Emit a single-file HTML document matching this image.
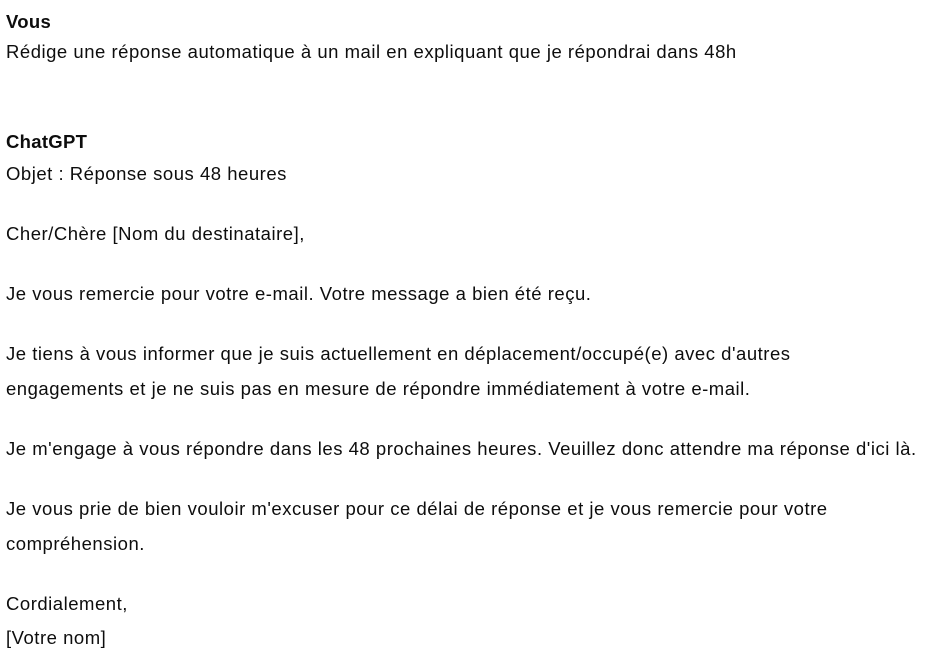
<!DOCTYPE html>
<html><head><meta charset="utf-8"><style>
body{margin:0;width:938px;height:657px;background:#fff;overflow:hidden;font-family:"Liberation Sans",sans-serif;color:#0d0d0d;font-size:18.5px;letter-spacing:0.52px}
div{position:absolute;left:6px;line-height:24px;white-space:nowrap}
b{font-weight:bold;letter-spacing:0.3px}
</style></head><body>
<div style="top:10px"><b>Vous</b></div>
<div style="top:40px">Rédige une réponse automatique à un mail en expliquant que je répondrai dans 48h</div>
<div style="top:130px"><b>ChatGPT</b></div>
<div style="top:162px">Objet : Réponse sous 48 heures</div>
<div style="top:222px">Cher/Chère [Nom du destinataire],</div>
<div style="top:282px">Je vous remercie pour votre e-mail. Votre message a bien été reçu.</div>
<div style="top:342px">Je tiens à vous informer que je suis actuellement en déplacement/occupé(e) avec d'autres</div>
<div style="top:377px">engagements et je ne suis pas en mesure de répondre immédiatement à votre e-mail.</div>
<div style="top:437px">Je m'engage à vous répondre dans les 48 prochaines heures. Veuillez donc attendre ma réponse d'ici là.</div>
<div style="top:497px">Je vous prie de bien vouloir m'excuser pour ce délai de réponse et je vous remercie pour votre</div>
<div style="top:532px">compréhension.</div>
<div style="top:592px">Cordialement,</div>
<div style="top:626px">[Votre nom]</div>
</body></html>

◇ ◇ ◇

### STATED GOAL
Print the full listing exactly, dropping the pictures.

### EXERCISE ANSWER
Emit a single-file HTML document matching this image.
<!DOCTYPE html>
<html><head><meta charset="utf-8"><style>
body{margin:0;width:938px;height:657px;background:#fff;overflow:hidden;font-family:"Liberation Sans",sans-serif;color:#0d0d0d;font-size:18.5px;letter-spacing:0.52px}
div{position:absolute;left:6px;line-height:24px;white-space:nowrap}
b{font-weight:bold;letter-spacing:0.3px}
</style></head><body>
<div style="top:10px"><b>Vous</b></div>
<div style="top:40px">Rédige une réponse automatique à un mail en expliquant que je répondrai dans 48h</div>
<div style="top:130px"><b>ChatGPT</b></div>
<div style="top:162px">Objet : Réponse sous 48 heures</div>
<div style="top:222px">Cher/Chère [Nom du destinataire],</div>
<div style="top:282px">Je vous remercie pour votre e-mail. Votre message a bien été reçu.</div>
<div style="top:342px">Je tiens à vous informer que je suis actuellement en déplacement/occupé(e) avec d'autres</div>
<div style="top:377px">engagements et je ne suis pas en mesure de répondre immédiatement à votre e-mail.</div>
<div style="top:437px">Je m'engage à vous répondre dans les 48 prochaines heures. Veuillez donc attendre ma réponse d'ici là.</div>
<div style="top:497px">Je vous prie de bien vouloir m'excuser pour ce délai de réponse et je vous remercie pour votre</div>
<div style="top:532px">compréhension.</div>
<div style="top:592px">Cordialement,</div>
<div style="top:626px">[Votre nom]</div>
</body></html>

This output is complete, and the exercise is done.